Late word on closing school angers Balto. Co. parents

December 11, 1992|By Mary Maushard | Mary Maushard,Staff Writer

Those people making sudden U-turns during yesterday' heaviest snowfall may well have been parents of Baltimore County elementary school students.

They were reacting, often furiously, to the school system's own U-turn in deciding, after 8 a.m., to close its 94 elementary schools and leave open its secondary schools. Many elementary schoolchildren were already at school when the word filtered down, and more waited on corners for buses that never came.

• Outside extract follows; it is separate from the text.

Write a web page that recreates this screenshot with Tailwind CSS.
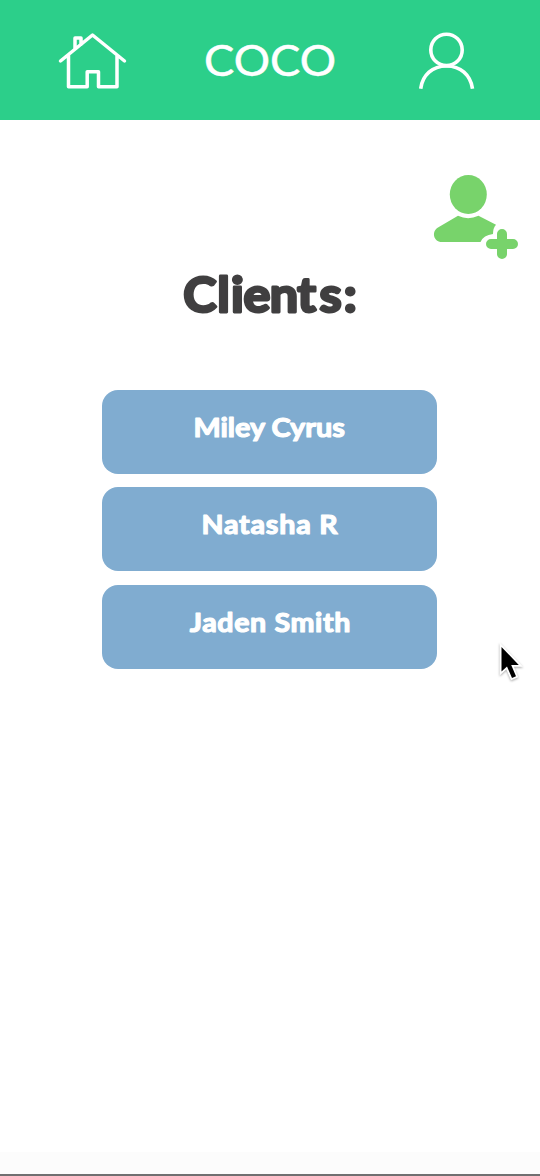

Parents who thought their children were nestled snug in their schools suddenly had to put their own snow-emergency plans into effect, calling neighbors and grandparents and taking unscheduled vacation days to care for their youngsters.

The late announcement, dictated by a snowfall that started well after the county's buses began running, brought a blizzard of outraged calls to school offices and area radio stations.

"I've talked to more very, very angry people [this morning] than I ever did before," said school spokesman Richard Bavaria.

It was the first snow decision for the new superintendent of schools, Stuart Berger, and he defended it.

"It could not have snowed at a worse time. When I walked out of my house at 7:30, there wasn't any snow," he said. "If I called off school at 6:30 a.m. and it didn't snow, parents would have been calling us jerks. They're calling us worse. It's a no-win situation."

The county's buses start their mornings by picking up high school students, then middle school students. They finish with elementary schools. It wasn't until the elementary runs were under way that drivers began reporting impassable roads.